Let's say I grant your point that St. Ignatius was not writing in the Spirit, not divinely inspired, not inerrant. Are his letters not still a testimony of the Church as it was founded? Or was it totally altered changed and corrupted in a single generation?

Furthermore I keep seeing the implication that tradition is contradicting Scripture without evidence of this actually being the case. Tradition adds to and complements Scripture, it doesn't supersede it. One example I saw Godfather bring up was infant baptism, but nowhere in Scripture does it say to not baptize infants and there is evidence to the contrary.

I don't think the argument can be that "where Scripture and tradition conflict, Scripture must be deferred to," what I'm consistently seeing is more "if it is not in the Scripture then it is not Christian or Godly" which is a bolder claim. I understand that you may not necessarily be making this claim yourself.
 
For the first 1500-plus years by a privileged minority of literate people. Most people being able to read and easily access a Bible was not the historical norm. Are they just crap outta luck?
What are you even arguing for at this point?
We all recognize that, and that situation has been rectified, thanks to God's Providence. What do you want to do about it?

No it doesn’t, and this is why Protestants can’t agree what worship should look like. The apostolic churches don’t have this problem, and it wasn’t even an issue before the Reformation.
Reading the text, singing, praying, communion, etc. are all in the text. This is only an "issue" if you think every church should be following Chrysostom's liturgy.

The Church has always endorsed some, and rejected other parts, often the speculations (eg, some of St. Augustine’s teachings) that are in error.
That mostly comes from Romanides. There's Eastern theologians who affirm that Augustine was correct on Original Sin.

Patristic Consensus looks a whole lot more like Orthodoxy than Calvinism.
Patristic Consensus didn't have the Orthodox Canon, had no concept of Essence-Energies Distinction, affirmed Original Sin. Patristic "Consensus" means whatever your church tells you was the consensus. Just as Catholics will say Patristic "Consensus" was that the Pope had universal jurisdiction. It comes down to your church.

Discerning the canon was a process which took time
It took 1600 years in the case of Eastern Orthodoxy.

Sure, but recognizing that isn’t self evident. There’s nothing in the text of Matthew, for example, telling us who wrote it.
The title: The Gospel according to Matthew, which is a feature of the manuscripts, should give you a clue.

Nothing here clashes with anything that I - or the Church - says. This is saying Scripture is good and beneficial. Not Sola Scriptura. St. John is simply saying that the same instruction that benefitted St. Timothy is beneficial for his listeners as well.
I'm going to keep quoting 2 Timothy 3:16 until you quit downplaying what it says: it doesn't say "the Scriptures are helpful." It says "the Scriptures are sufficient to make you complete in Doctrine and Godliness."
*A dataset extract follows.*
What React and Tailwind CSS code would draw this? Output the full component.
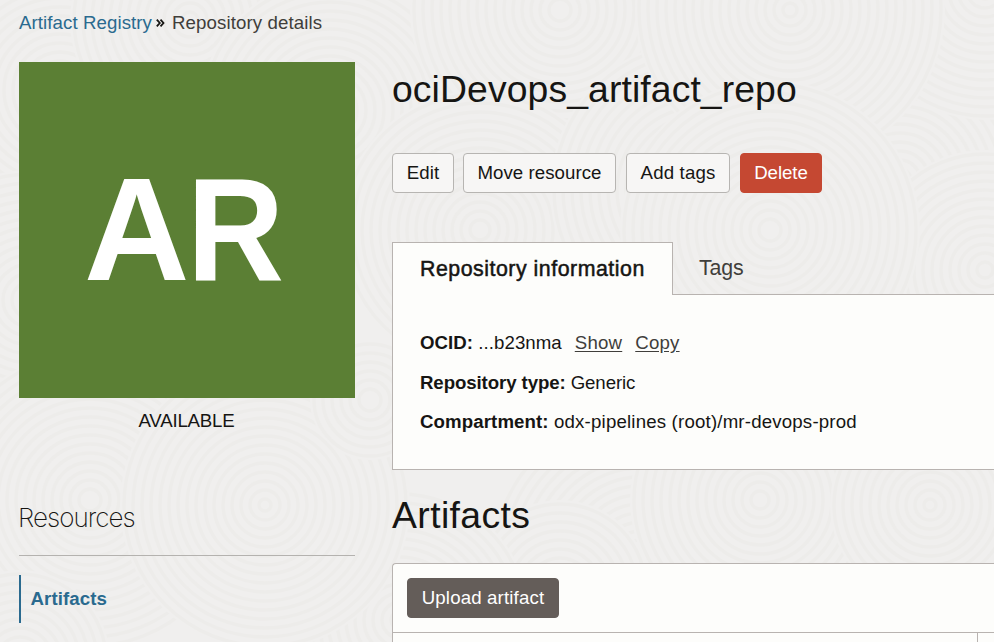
const SWIRLS = [
  [60, 90, 150], [190, 20, 120], [900, 180, 150], [330, 110, 130], [985, 270, 120], [560, 10, 150],
  [480, 230, 140], [700, 190, 150], [30, 300, 130], [985, -10, 130], [790, 10, 155],
  [900, 620, 130], [770, 230, 150], [640, 560, 150], [560, 590, 90], [400, 620, 130],
  [90, 500, 150], [265, 505, 145], [370, 400, 60], [760, 500, 130], [930, 505, 100], [20, 660, 90],
]

function Swirl({ x, y, r }) {
  const rings = []
  for (let k = r - 4; k > 4; k -= 9) rings.push(k)
  return (
    <g>
      <circle cx={x} cy={y} r={r} fill="#f0efee" stroke="none" />
      {rings.map((k) => (
        <circle key={k} cx={x} cy={y} r={k} fill="none" stroke="#edecea" strokeWidth="3.4" />
      ))}
    </g>
  )
}

function Backdrop() {
  return (
    <svg className="absolute inset-0 -z-10" width="994" height="642" viewBox="0 0 994 642" aria-hidden="true">
      {SWIRLS.map(([x, y, r], i) => (
        <Swirl key={i} x={x} y={y} r={r} />
      ))}
    </svg>
  )
}

function ActionButton({ className, children }) {
  return (
    <button className={`h-10 shrink-0 rounded-[4px] border leading-[38px] whitespace-nowrap ${className}`}>
      {children}
    </button>
  )
}

function Field({ label, className = '', children }) {
  return (
    <div className={`flex h-[39.5px] items-center whitespace-pre ${className}`}>
      <span className="font-bold">{label}</span>
      {children}
    </div>
  )
}

function Sidebar() {
  return (
    <aside className="w-[336px] shrink-0">
      <div className="flex h-[336px] items-center bg-[#5b7f34] pl-[65px] text-[146px] leading-none font-bold text-white">
        <span className="tracking-[-2.5px]">A</span>
        <span className="origin-left scale-x-[0.92]">R</span>
      </div>
      <div className="mt-[9px] pr-px text-center leading-7 tracking-[-0.2px]">AVAILABLE</div>
      <h2 className="mt-[67px] -ml-px h-[53px] font-[Inter] text-[26px] leading-8 font-extralight tracking-[-0.95px]">
        Resources
      </h2>
      <div className="border-t border-[#b4b2af]" />
      <div className="mt-[19px] flex h-12 items-center border-l-2 border-[#2a6a8f] pl-[9.5px] font-bold text-[#2a6a8f]">
        Artifacts
      </div>
    </aside>
  )
}

function Main() {
  return (
    <main className="w-[620px] shrink-0">
      <h1 className="mt-[3px] h-[88px] text-[37.33px] leading-[48px] tracking-[0.1px]">ociDevops_artifact_repo</h1>
      <div className="flex tracking-[0.05px]">
        <ActionButton className="w-[62px] border-[#b7b5b2] bg-[#f7f6f5]">Edit</ActionButton>
        <ActionButton className="ml-[9px] w-[153px] border-[#b7b5b2] bg-[#f7f6f5]">Move resource</ActionButton>
        <ActionButton className="ml-[10px] w-[104px] border-[#b7b5b2] bg-[#f7f6f5] tracking-[0.15px]">Add tags</ActionButton>
        <ActionButton className="ml-[10px] w-[82px] border-[#c54832] bg-[#c54832] tracking-[-0.05px] text-white">Delete</ActionButton>
      </div>
      <div className="mt-[49px] flex h-[53px] text-[21.33px]">
        <div className="w-[281px] border-x border-t border-[#b8b3b0] bg-[#fdfdfb] pt-3 pl-[27px] leading-7 tracking-[0.52px] whitespace-nowrap [-webkit-text-stroke:0.5px]">
          Repository information
        </div>
        <div className="flex-1 border-b border-[#b8b3b0] pt-3 pl-[26px] leading-7 tracking-[-0.1px] text-[#403e3b]">Tags</div>
      </div>
      <section className="h-[175px] border-b border-l border-[#b8b3b0] bg-[#fdfdfb] pt-7 pl-[27px]">
        <Field label="OCID: " className="tracking-[0.05px]">
          <span>...b23nma</span>
          <a className="ml-[13px] tracking-[0.2px] text-[#403e3b] underline underline-offset-2">Show</a>
          <a className="ml-[13px] tracking-[0.2px] text-[#403e3b] underline underline-offset-2">Copy</a>
        </Field>
        <Field label="Repository type: " className="pt-px tracking-[-0.1px]">Generic</Field>
        <Field label="Compartment: ">
          <span className="tracking-[0.18px]">odx-pipelines (root)/mr-devops-prod</span>
        </Field>
      </section>
      <h1 className="mt-[21px] h-[72px] text-[37.33px] leading-[48px] tracking-[0.4px]">Artifacts</h1>
      <section className="rounded-tl-[4px] border-t border-l border-[#b8b3b0] bg-[#fdfdfb]">
        <div className="h-[68px] pt-[14px] pl-[14px]">
          <ActionButton className="w-[152px] border-[#645d59] bg-[#645d59] tracking-[0.15px] text-white">Upload artifact</ActionButton>
        </div>
        <div className="flex h-[20px] border-t border-[#b8b3b0]">
          <div className="w-[585px] border-r border-[#b8b3b0]" />
        </div>
      </section>
    </main>
  )
}

export default function App() {
  return (
    <div className="relative isolate h-[642px] w-[994px] overflow-hidden bg-[#f0efee] pl-[19px] font-['Liberation_Sans',Arial,sans-serif] text-[18.67px] tracking-[0.1px] text-[#161513]">
      <Backdrop />
      <nav className="flex h-[62px] items-start pt-[9px] leading-7 whitespace-nowrap">
        <a className="tracking-[0.08px] text-[#2a6a8f]">Artifact Registry</a>
        <svg className="mt-[10px] ml-[4px]" width="9" height="8" viewBox="0 0 9 8" fill="none" stroke="#161513" strokeWidth="1.8" aria-hidden="true">
          <path d="M0.8 0.6 3.8 4 0.8 7.4M4.5 0.6 7.5 4 4.5 7.4" />
        </svg>
        <span className="ml-[7px] tracking-[0.1px] text-[#403e3b]">Repository details</span>
      </nav>
      <div className="flex gap-[37px]">
        <Sidebar />
        <Main />
      </div>
    </div>
  )
}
Wrong. Israel was called a nation of priests (Exodus 19.6), but had particular duties properly performed by the Levitical priesthood alone. So it is with the Church in which we are all in a sense a priesthood, but there is still a particular priesthood - not in the order of the Levites, but the order of Melchizedek.
It's not wrong. It's what the Scriptures say. All Christians are a priesthood unto God, so says the Apostle Peter through the inspiration of the Holy Spirit. Levitical Priests were not for the Church. The only priesthood of the New Covenant is the Melchizedek priesthood.
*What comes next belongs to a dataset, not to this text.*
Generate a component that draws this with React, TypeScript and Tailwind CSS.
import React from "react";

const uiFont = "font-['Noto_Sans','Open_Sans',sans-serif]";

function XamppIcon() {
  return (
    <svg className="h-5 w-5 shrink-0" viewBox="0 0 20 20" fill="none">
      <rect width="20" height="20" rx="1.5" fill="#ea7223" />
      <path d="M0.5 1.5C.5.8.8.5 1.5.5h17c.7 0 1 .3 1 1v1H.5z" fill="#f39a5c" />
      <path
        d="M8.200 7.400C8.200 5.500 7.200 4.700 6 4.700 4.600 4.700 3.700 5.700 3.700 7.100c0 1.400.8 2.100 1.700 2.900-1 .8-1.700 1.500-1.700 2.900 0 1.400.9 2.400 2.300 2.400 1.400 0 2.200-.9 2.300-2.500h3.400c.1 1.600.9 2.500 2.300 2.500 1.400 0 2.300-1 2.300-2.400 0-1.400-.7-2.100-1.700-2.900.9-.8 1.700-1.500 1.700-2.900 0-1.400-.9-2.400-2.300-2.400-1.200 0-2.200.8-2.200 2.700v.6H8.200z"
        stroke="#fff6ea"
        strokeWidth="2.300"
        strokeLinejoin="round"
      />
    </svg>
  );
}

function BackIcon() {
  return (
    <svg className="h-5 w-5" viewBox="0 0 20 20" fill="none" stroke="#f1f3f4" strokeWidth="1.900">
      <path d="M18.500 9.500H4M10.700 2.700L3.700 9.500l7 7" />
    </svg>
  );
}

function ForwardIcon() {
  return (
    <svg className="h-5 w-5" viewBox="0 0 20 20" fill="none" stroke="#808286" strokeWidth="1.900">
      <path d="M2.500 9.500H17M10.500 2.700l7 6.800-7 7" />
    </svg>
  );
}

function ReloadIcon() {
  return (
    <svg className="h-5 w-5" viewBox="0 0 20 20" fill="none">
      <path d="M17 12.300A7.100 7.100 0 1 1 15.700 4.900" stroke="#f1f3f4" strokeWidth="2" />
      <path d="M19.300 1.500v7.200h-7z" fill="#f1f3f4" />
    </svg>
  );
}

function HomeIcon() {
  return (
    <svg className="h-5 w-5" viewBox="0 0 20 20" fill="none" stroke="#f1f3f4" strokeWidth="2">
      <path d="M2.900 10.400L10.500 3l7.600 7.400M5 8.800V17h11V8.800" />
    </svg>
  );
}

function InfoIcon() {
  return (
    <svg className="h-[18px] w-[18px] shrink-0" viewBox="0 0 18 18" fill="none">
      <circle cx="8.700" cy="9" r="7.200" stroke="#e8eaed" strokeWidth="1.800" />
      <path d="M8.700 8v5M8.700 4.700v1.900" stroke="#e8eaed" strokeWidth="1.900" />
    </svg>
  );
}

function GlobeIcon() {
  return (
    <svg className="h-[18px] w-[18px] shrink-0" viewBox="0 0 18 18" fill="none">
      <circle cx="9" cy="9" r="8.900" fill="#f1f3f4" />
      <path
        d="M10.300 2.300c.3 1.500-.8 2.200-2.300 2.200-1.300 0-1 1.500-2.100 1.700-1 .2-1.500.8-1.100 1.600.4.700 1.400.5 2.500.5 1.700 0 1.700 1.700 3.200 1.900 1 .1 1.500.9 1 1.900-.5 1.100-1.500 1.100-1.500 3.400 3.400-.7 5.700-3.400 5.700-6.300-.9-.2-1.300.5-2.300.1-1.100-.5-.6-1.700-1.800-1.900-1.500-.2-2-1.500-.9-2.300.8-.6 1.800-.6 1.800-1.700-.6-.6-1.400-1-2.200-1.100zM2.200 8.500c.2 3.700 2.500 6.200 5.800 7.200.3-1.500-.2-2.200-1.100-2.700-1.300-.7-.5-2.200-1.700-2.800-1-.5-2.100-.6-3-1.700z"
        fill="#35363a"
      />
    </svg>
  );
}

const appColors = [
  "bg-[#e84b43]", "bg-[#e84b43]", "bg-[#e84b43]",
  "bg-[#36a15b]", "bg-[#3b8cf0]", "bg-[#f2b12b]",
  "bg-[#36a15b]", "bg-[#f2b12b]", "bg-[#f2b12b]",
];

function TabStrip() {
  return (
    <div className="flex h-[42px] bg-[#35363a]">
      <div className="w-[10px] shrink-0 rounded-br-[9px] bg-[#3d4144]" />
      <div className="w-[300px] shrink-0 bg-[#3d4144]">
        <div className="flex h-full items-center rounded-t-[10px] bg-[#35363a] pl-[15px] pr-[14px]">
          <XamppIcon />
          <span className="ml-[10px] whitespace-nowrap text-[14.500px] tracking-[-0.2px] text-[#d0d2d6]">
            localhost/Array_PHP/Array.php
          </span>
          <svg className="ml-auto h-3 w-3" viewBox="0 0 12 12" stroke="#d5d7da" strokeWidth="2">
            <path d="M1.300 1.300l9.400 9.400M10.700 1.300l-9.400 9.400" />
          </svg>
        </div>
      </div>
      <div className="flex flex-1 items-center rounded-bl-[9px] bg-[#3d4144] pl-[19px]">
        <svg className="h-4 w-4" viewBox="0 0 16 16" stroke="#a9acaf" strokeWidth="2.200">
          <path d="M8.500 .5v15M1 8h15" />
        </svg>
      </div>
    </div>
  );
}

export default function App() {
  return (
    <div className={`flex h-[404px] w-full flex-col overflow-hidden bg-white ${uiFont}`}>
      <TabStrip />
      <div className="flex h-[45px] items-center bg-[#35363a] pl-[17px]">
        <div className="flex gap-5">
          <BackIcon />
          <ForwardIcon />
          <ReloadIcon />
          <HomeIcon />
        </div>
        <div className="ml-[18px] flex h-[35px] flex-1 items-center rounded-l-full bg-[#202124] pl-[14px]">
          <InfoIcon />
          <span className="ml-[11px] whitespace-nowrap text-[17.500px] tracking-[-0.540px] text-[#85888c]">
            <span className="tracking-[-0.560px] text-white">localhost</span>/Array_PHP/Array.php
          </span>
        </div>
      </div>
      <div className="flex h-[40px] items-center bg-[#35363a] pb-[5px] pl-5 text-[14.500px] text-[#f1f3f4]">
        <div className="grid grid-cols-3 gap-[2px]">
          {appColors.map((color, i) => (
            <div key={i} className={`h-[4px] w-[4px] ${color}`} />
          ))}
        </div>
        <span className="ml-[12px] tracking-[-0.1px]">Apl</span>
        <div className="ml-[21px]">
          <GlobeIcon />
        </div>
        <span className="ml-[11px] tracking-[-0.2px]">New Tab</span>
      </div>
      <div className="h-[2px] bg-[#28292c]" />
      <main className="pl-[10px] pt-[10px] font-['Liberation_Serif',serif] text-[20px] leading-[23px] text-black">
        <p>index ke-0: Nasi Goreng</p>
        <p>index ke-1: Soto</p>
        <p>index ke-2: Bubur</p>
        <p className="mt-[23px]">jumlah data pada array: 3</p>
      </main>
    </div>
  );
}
Again, you’re reading into the text things that aren’t there. St Paul says (in the KJV, which I’m sure is an accurate enough translation of this passage) that Scripture is “profitable for doctrine,” not complete.
Let's do it again, I'll even reword sufficient: The Scriptures are profitable to make you complete in Doctrine and Godliness.

He’s telling Timothy that knowledge of Scripture will make him well equipped for his duties as a bishop, which we completely affirm. He does not tell Timothy that Scripture contains every single thing he needs to know and teach.
Bishop is nowhere to be found in this text. Now who's reading things in? You're still pretending that it doesn't say complete, fully equipped. Not "well equipped," fully equipped as John Chrysostom noted.

At any rate, St. Paul is talking about the Old Testament scriptures, since when St. Timothy was young the New Testament hadn’t been written, and was only partially written at the time of this epistle.
Given that Paul refers to the Gospel of Luke as Scripture in 1 Timothy, this is unlikely. It also has nothing to do with the fact that he is commenting on the nature of all Scripture.
 
Let's say I grant your point that St. Ignatius was not writing in the Spirit, not divinely inspired, not inerrant. Are his letters not still a testimony of the Church as it was founded? Or was it totally altered changed and corrupted in a single generation?
Given that the Scripture never refers to anything else as God-Breathed, the first point should be a given. His letters are not a testimony of the Church as it was founded, no. He was no Apostle. He is of the generation after. "Totally altered, changed and corrupted" is loaded. Biblically, Episkopos and Presbuteros have no distinction.

Furthermore I keep seeing the implication that tradition is contradicting Scripture without evidence of this actually being the case. Tradition adds to and complements Scripture, it doesn't supersede it. One example I saw Godfather bring up was infant baptism, but nowhere in Scripture does it say to not baptize infants and there is evidence to the contrary.
Praying to humans and angels is unbiblical. Creating images for religious worship is unbiblical. Making sacraments necessary for salvation is unbiblical. The list can go on.